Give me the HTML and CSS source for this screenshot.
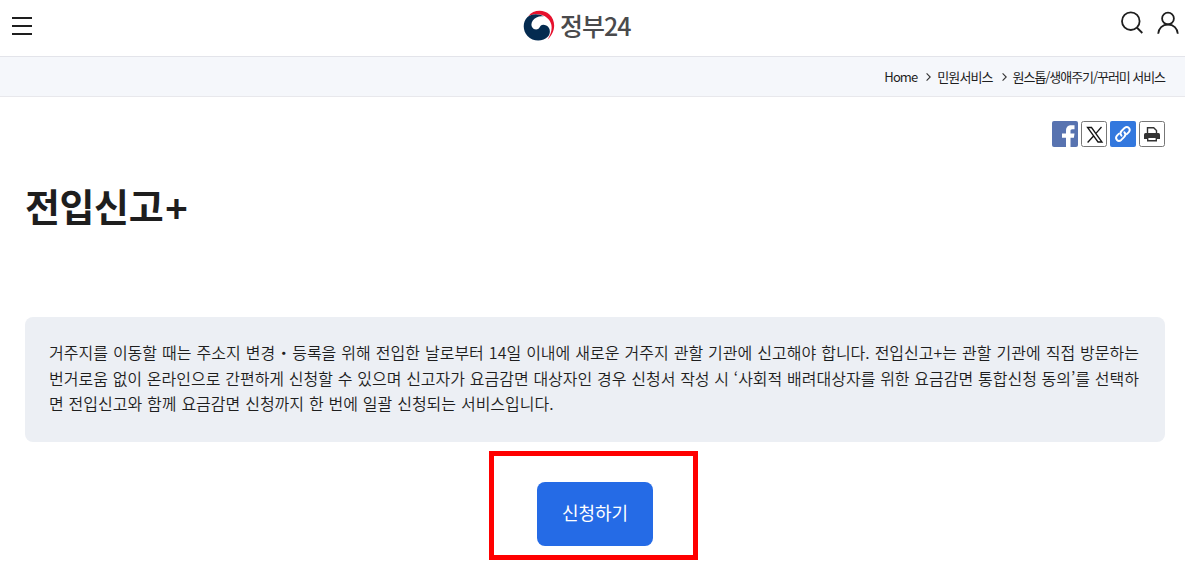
FILE: index.html
```html
<!DOCTYPE html>
<html lang="ko">
<head>
<meta charset="utf-8">
<title>전입신고+ | 정부24</title>
<link rel="stylesheet" href="styles.css">
</head>
<body>
<header class="header">
  <button class="icon-btn menu" aria-label="메뉴"><svg width="20" height="18" viewBox="0 0 20 18"><path d="M0 1h20M0 9h20M0 17h20" stroke="#1e1e1e" stroke-width="2"/></svg></button>
  <a class="logo">
    <svg class="emblem" width="32" height="32" viewBox="0 0 32 32">
      <path d="M5.3 6.2C10-.4 20.500-1 26.500 4.500C33 10.500 33 22 24.600 29.500C28.500 23.500 30 17 27.200 11.800C24 5.500 15 2 5.300 6.200Z" fill="#e6112d"/>
      <path d="M4.500 7C-.6 12-.5 20.500 4.500 26C10 32 20 32 25 26.500C28 23 27.300 17.300 23.300 15.500C19.500 13.700 17.500 15.300 16.500 17.500C15.300 20.200 10.700 20.300 9 17C7.300 13.500 9.500 9.500 13.500 7.500C16 6.200 19 6 21 6.700C16 3.500 9 3.500 4.500 7Z" fill="#042b50"/>
    </svg>
    <span class="logo-text">정부24</span>
  </a>
  <div class="tools">
    <button class="icon-btn" aria-label="검색"><svg width="24" height="24" viewBox="0 0 24 24" fill="none" stroke="#1e1e1e" stroke-width="1.800"><circle cx="10.800" cy="10.200" r="8.800"/><path d="M16.800 16.500l5.500 5.500"/></svg></button>
    <button class="icon-btn" aria-label="로그인"><svg width="24" height="24" viewBox="0 0 24 24" fill="none" stroke="#1e1e1e" stroke-width="1.800"><circle cx="12" cy="7.500" r="5.900"/><path d="M2.200 22.800C2.500 17.300 6.500 13.500 12 13.500S21.500 17.300 21.800 22.800"/></svg></button>
  </div>
</header>
<nav class="breadcrumb">
  <span>Home</span>
  <svg class="arrow" width="5" height="8" viewBox="0 0 5 8"><path d="M.6.4L4.200 4L.6 7.600" fill="none" stroke="#333" stroke-width="1.100"/></svg>
  <span>민원서비스</span>
  <svg class="arrow" width="5" height="8" viewBox="0 0 5 8"><path d="M.6.4L4.200 4L.6 7.600" fill="none" stroke="#333" stroke-width="1.100"/></svg>
  <span class="current">원스톱/생애주기/꾸러미 서비스</span>
</nav>
<main class="content">
  <div class="share">
    <svg width="26" height="26" viewBox="0 0 26 26"><rect width="26" height="26" rx="2" fill="#5873b0"/><path d="M14 26V16.800h-4v-4.300H14V10C14 6 16 4.300 19.300 4.300H22.500v4h-2.200c-1.400 0-1.800.7-1.800 1.800v2.400h4l-.6 4.300h-3.400V26Z" fill="#fff"/></svg>
    <svg width="26" height="26" viewBox="0 0 26 26"><rect x=".5" y=".5" width="25" height="25" rx="2" fill="#fff" stroke="#777"/><path d="M6.500 6.500h4l10.500 14.500h-4ZM20.500 6L14.500 12.900M12.800 14.700L6.600 21.500" fill="none" stroke="#151515" stroke-width="1.300"/></svg>
    <svg width="26" height="26" viewBox="0 0 26 26"><rect width="26" height="26" rx="2" fill="#3378de"/><g fill="none" stroke="#fff" stroke-width="1.900" stroke-linecap="round"><path d="M11.500 14.700C10 13 10.200 11.300 11.500 10l3-3c3.200-2.600 6.900 1 4.300 4.200l-2 2"/><path d="M14.300 11.200c1.600 1.700 1.300 3.400 0 4.700l-3 3c-3.200 2.600-6.900-1-4.300-4.200l2-2"/></g></svg>
    <svg width="26" height="26" viewBox="0 0 26 26"><rect x=".5" y=".5" width="25" height="25" rx="2" fill="#fff" stroke="#777"/><path d="M8.500 12V6.700h6.200L17.500 9.500V12" fill="none" stroke="#333" stroke-width="1.400"/><path d="M6.500 12h13a1.500 1.500 0 0 1 1.500 1.500v4.500H5V13.500a1.500 1.500 0 0 1 1.500-1.500Z" fill="#333"/><path d="M8.700 16.200h8.600v3.500H8.700Z" fill="#fff" stroke="#333" stroke-width="1.400"/></svg>
  </div>
  <h1 class="title">전입신고<span class="plus">+</span></h1>
  <p class="notice">
    <span class="line full">거주지를 이동할 때는 주소지 변경・등록을 위해 전입한 날로부터 14일 이내에 새로운 거주지 관할 기관에 신고해야 합니다. 전입신고+는 관할 기관에 직접 방문하는</span>
    <span class="line full">번거로움 없이 온라인으로 간편하게 신청할 수 있으며 신고자가 요금감면 대상자인 경우 신청서 작성 시 ‘사회적 배려대상자를 위한 요금감면 통합신청 동의’를 선택하</span>
    <span class="line">면 전입신고와 함께 요금감면 신청까지 한 번에 일괄 신청되는 서비스입니다.</span>
  </p>
  <div class="highlight"><button class="apply">신청하기</button></div>
</main>
</body>
</html>
```
FILE: styles.css
```css
* { box-sizing: border-box; }
body {
  margin: 0;
  height: 565px;
  overflow: hidden;
  background: #fff;
  color: #1e1e1e;
  font-family: "Noto Sans CJK KR", "Noto Sans", sans-serif;
}
button { border: 0; padding: 0; background: none; font-family: inherit; }
svg { display: block; flex: none; }
.header {
  display: grid;
  grid-template-columns: 511px 1fr auto;
  height: 56px;
  padding: 0 5px 0 12px;
}
.menu { justify-self: start; align-self: start; margin-top: 17px; }
.logo { display: flex; padding-top: 10px; }
.logo-text {
  margin: -1px 0 0 5px;
  font-size: 25px;
  line-height: 32px;
  font-weight: 500;
  letter-spacing: -1px;
  color: #4a4a4c;
}
.tools { display: flex; align-items: flex-start; gap: 12px; padding-top: 11px; }
.breadcrumb {
  display: flex;
  align-items: center;
  justify-content: flex-end;
  height: 41px;
  padding-right: 19px;
  border-top: 1px solid #e3e4ea;
  border-bottom: 1px solid #e8e8ec;
  background: #f5f7fb;
  font-size: 13px;
  letter-spacing: -0.9px;
  white-space: nowrap;
}
.current { margin-right: 1px; letter-spacing: -1.06px; }
.arrow { margin: 1px 6px 0 9px; }
.content { padding: 24px 20px 0 25px; }
.share { display: flex; justify-content: flex-end; gap: 3px; }
.title {
  margin: 29px 0 0;
  font-size: 38px;
  line-height: 58px;
  font-weight: 700;
  letter-spacing: -0.4px;
}
.plus { position: relative; top: 2px; left: 2px; }
.notice {
  height: 125px;
  margin: 83px 0 0;
  padding: 23px 26px 24px 24px;
  border-radius: 8px;
  background: #eceff4;
  font-size: 16px;
  line-height: 25.6px;
  font-weight: 350;
}
.line { display: block; word-spacing: 0.4px; }
.full { word-spacing: 0; text-align-last: justify; }
.highlight {
  width: 209px;
  height: 109px;
  margin: 9px 0 0 464px;
  padding: 26px 0 0 43px;
  border: 5px solid #f00;
}
.apply {
  width: 116px;
  height: 64px;
  padding-bottom: 5px;
  border-radius: 8px;
  background: #256be6;
  color: #fff;
  font-size: 18px;
}
```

══════════

• [Aim of the task]:
Omitting all images, print the listing exactly.

• [Right answer]:
Give me the HTML and CSS source for this screenshot.
FILE: index.html
```html
<!DOCTYPE html>
<html lang="ko">
<head>
<meta charset="utf-8">
<title>전입신고+ | 정부24</title>
<link rel="stylesheet" href="styles.css">
</head>
<body>
<header class="header">
  <button class="icon-btn menu" aria-label="메뉴"><svg width="20" height="18" viewBox="0 0 20 18"><path d="M0 1h20M0 9h20M0 17h20" stroke="#1e1e1e" stroke-width="2"/></svg></button>
  <a class="logo">
    <svg class="emblem" width="32" height="32" viewBox="0 0 32 32">
      <path d="M5.3 6.2C10-.4 20.500-1 26.500 4.500C33 10.500 33 22 24.600 29.500C28.500 23.500 30 17 27.200 11.800C24 5.500 15 2 5.300 6.200Z" fill="#e6112d"/>
      <path d="M4.500 7C-.6 12-.5 20.500 4.500 26C10 32 20 32 25 26.500C28 23 27.300 17.300 23.300 15.500C19.500 13.700 17.500 15.300 16.500 17.500C15.300 20.200 10.700 20.300 9 17C7.300 13.500 9.500 9.500 13.500 7.500C16 6.200 19 6 21 6.700C16 3.500 9 3.500 4.500 7Z" fill="#042b50"/>
    </svg>
    <span class="logo-text">정부24</span>
  </a>
  <div class="tools">
    <button class="icon-btn" aria-label="검색"><svg width="24" height="24" viewBox="0 0 24 24" fill="none" stroke="#1e1e1e" stroke-width="1.800"><circle cx="10.800" cy="10.200" r="8.800"/><path d="M16.800 16.500l5.500 5.500"/></svg></button>
    <button class="icon-btn" aria-label="로그인"><svg width="24" height="24" viewBox="0 0 24 24" fill="none" stroke="#1e1e1e" stroke-width="1.800"><circle cx="12" cy="7.500" r="5.900"/><path d="M2.200 22.800C2.500 17.300 6.500 13.500 12 13.500S21.500 17.300 21.800 22.800"/></svg></button>
  </div>
</header>
<nav class="breadcrumb">
  <span>Home</span>
  <svg class="arrow" width="5" height="8" viewBox="0 0 5 8"><path d="M.6.4L4.200 4L.6 7.600" fill="none" stroke="#333" stroke-width="1.100"/></svg>
  <span>민원서비스</span>
  <svg class="arrow" width="5" height="8" viewBox="0 0 5 8"><path d="M.6.4L4.200 4L.6 7.600" fill="none" stroke="#333" stroke-width="1.100"/></svg>
  <span class="current">원스톱/생애주기/꾸러미 서비스</span>
</nav>
<main class="content">
  <div class="share">
    <svg width="26" height="26" viewBox="0 0 26 26"><rect width="26" height="26" rx="2" fill="#5873b0"/><path d="M14 26V16.800h-4v-4.300H14V10C14 6 16 4.300 19.300 4.300H22.500v4h-2.200c-1.400 0-1.800.7-1.800 1.800v2.400h4l-.6 4.300h-3.400V26Z" fill="#fff"/></svg>
    <svg width="26" height="26" viewBox="0 0 26 26"><rect x=".5" y=".5" width="25" height="25" rx="2" fill="#fff" stroke="#777"/><path d="M6.500 6.500h4l10.500 14.500h-4ZM20.500 6L14.500 12.900M12.800 14.700L6.600 21.500" fill="none" stroke="#151515" stroke-width="1.300"/></svg>
    <svg width="26" height="26" viewBox="0 0 26 26"><rect width="26" height="26" rx="2" fill="#3378de"/><g fill="none" stroke="#fff" stroke-width="1.900" stroke-linecap="round"><path d="M11.500 14.700C10 13 10.200 11.300 11.500 10l3-3c3.200-2.600 6.900 1 4.300 4.200l-2 2"/><path d="M14.300 11.200c1.600 1.700 1.300 3.400 0 4.700l-3 3c-3.200 2.600-6.900-1-4.300-4.200l2-2"/></g></svg>
    <svg width="26" height="26" viewBox="0 0 26 26"><rect x=".5" y=".5" width="25" height="25" rx="2" fill="#fff" stroke="#777"/><path d="M8.500 12V6.700h6.200L17.500 9.500V12" fill="none" stroke="#333" stroke-width="1.400"/><path d="M6.500 12h13a1.500 1.500 0 0 1 1.500 1.500v4.500H5V13.500a1.500 1.500 0 0 1 1.500-1.500Z" fill="#333"/><path d="M8.700 16.200h8.600v3.500H8.700Z" fill="#fff" stroke="#333" stroke-width="1.400"/></svg>
  </div>
  <h1 class="title">전입신고<span class="plus">+</span></h1>
  <p class="notice">
    <span class="line full">거주지를 이동할 때는 주소지 변경・등록을 위해 전입한 날로부터 14일 이내에 새로운 거주지 관할 기관에 신고해야 합니다. 전입신고+는 관할 기관에 직접 방문하는</span>
    <span class="line full">번거로움 없이 온라인으로 간편하게 신청할 수 있으며 신고자가 요금감면 대상자인 경우 신청서 작성 시 ‘사회적 배려대상자를 위한 요금감면 통합신청 동의’를 선택하</span>
    <span class="line">면 전입신고와 함께 요금감면 신청까지 한 번에 일괄 신청되는 서비스입니다.</span>
  </p>
  <div class="highlight"><button class="apply">신청하기</button></div>
</main>
</body>
</html>
```
FILE: styles.css
```css
* { box-sizing: border-box; }
body {
  margin: 0;
  height: 565px;
  overflow: hidden;
  background: #fff;
  color: #1e1e1e;
  font-family: "Noto Sans CJK KR", "Noto Sans", sans-serif;
}
button { border: 0; padding: 0; background: none; font-family: inherit; }
svg { display: block; flex: none; }
.header {
  display: grid;
  grid-template-columns: 511px 1fr auto;
  height: 56px;
  padding: 0 5px 0 12px;
}
.menu { justify-self: start; align-self: start; margin-top: 17px; }
.logo { display: flex; padding-top: 10px; }
.logo-text {
  margin: -1px 0 0 5px;
  font-size: 25px;
  line-height: 32px;
  font-weight: 500;
  letter-spacing: -1px;
  color: #4a4a4c;
}
.tools { display: flex; align-items: flex-start; gap: 12px; padding-top: 11px; }
.breadcrumb {
  display: flex;
  align-items: center;
  justify-content: flex-end;
  height: 41px;
  padding-right: 19px;
  border-top: 1px solid #e3e4ea;
  border-bottom: 1px solid #e8e8ec;
  background: #f5f7fb;
  font-size: 13px;
  letter-spacing: -0.9px;
  white-space: nowrap;
}
.current { margin-right: 1px; letter-spacing: -1.06px; }
.arrow { margin: 1px 6px 0 9px; }
.content { padding: 24px 20px 0 25px; }
.share { display: flex; justify-content: flex-end; gap: 3px; }
.title {
  margin: 29px 0 0;
  font-size: 38px;
  line-height: 58px;
  font-weight: 700;
  letter-spacing: -0.4px;
}
.plus { position: relative; top: 2px; left: 2px; }
.notice {
  height: 125px;
  margin: 83px 0 0;
  padding: 23px 26px 24px 24px;
  border-radius: 8px;
  background: #eceff4;
  font-size: 16px;
  line-height: 25.6px;
  font-weight: 350;
}
.line { display: block; word-spacing: 0.4px; }
.full { word-spacing: 0; text-align-last: justify; }
.highlight {
  width: 209px;
  height: 109px;
  margin: 9px 0 0 464px;
  padding: 26px 0 0 43px;
  border: 5px solid #f00;
}
.apply {
  width: 116px;
  height: 64px;
  padding-bottom: 5px;
  border-radius: 8px;
  background: #256be6;
  color: #fff;
  font-size: 18px;
}
```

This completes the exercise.